Paper No. 3
Presentation Time: 8:50 AM
HOLOCENE FIRE REGIMES AND GEOMORPHIC RESPONSE IN CONIFER FORESTS OF THE NORTHWESTERN UNITED STATES: EVIDENCE OF MILLENNIAL-SCALE CLIMATE CHANGE
Fires result in increased runoff, erosion, and slope instability and are often recorded in the stratigraphy of small alluvial fans as charcoal-rich debris-flow and flood deposits and charred litter layers. We use this record to compare the timing and severity of Holocene fires in xeric ponderosa pine (Pinus ponderosa) forests of central Idaho with cool, moist mixed-conifer forests Yellowstone National Park (YNP). The high-elevation Pinus contorta-dominated forests of YNP burn infrequently in large, severe fires with recurrence interval (RI) of ~150-300+ yr, and fire extent is strongly dependent on drought and wind conditions. Stand-destroying fires consume most litter and leave ash-laden soil surfaces that promote runoff and debris flows. In Idaho ponderosa forests, tree-ring fire scars show frequent low-severity surface fires (RI ~10-22 yr) before Euro-American settlement, in contrast with recent catastrophic crown fires and resulting debris flows that are attributed to forest density increases due to fire suppression and other land use.

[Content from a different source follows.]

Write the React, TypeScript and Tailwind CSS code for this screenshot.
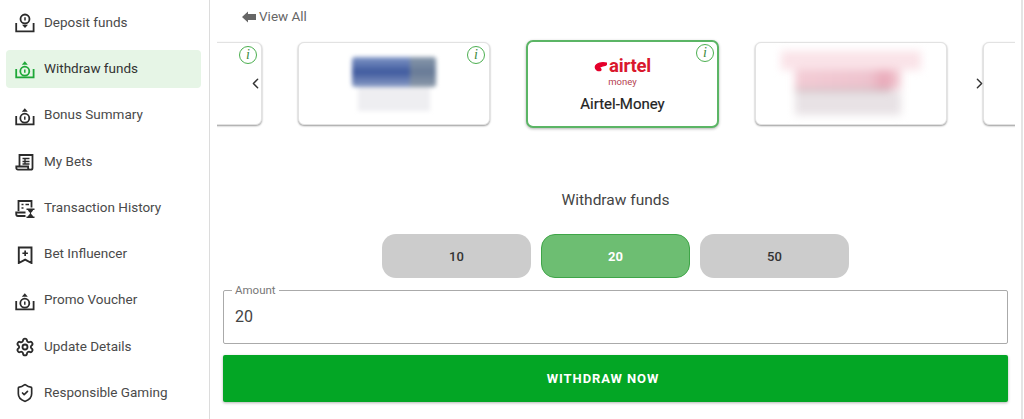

Tree-ring records extend back only 500 yr, however, and the presettlement record is influenced by cooler climates of the Little Ice Age ~1200-1900 AD. Thin charcoal-rich sheetflood deposits are common in fan stratigraphy and likely represent low-severity surface fires. Since many such fires produce no deposition, fan stratigraphy yields a minimum recurrence interval for fire events. The maximum at-a-site frequency of fire-related events in Idaho (RI of several decades) occurs around 300, 1400, 2900, and 7000 cal yr BP. At these same times, fire-related sedimentation was at a minimum in YNP, and local paleoclimate records and the Bond et al. (1997, 2001) North Atlantic ice-rafted debris record indicate cooler climates. In contrast, from ~1050 to 750 cal yr BP (Medieval Warm Period) and 2300 to 1600 cal yr BP, fire-related sedimentation was common in YNP, and fire-induced debris flows occurred at widespread sites in central Idaho. On a millennial timescale, warmer climates with intervals of severe drought appear to promote high-severity fires in both areas. Similar conditions are likely in part responsible for the large, severe fires that occurred in a variety of western U.S. ecosystems in 2002 and other recent years, despite regional climatic and land management differences.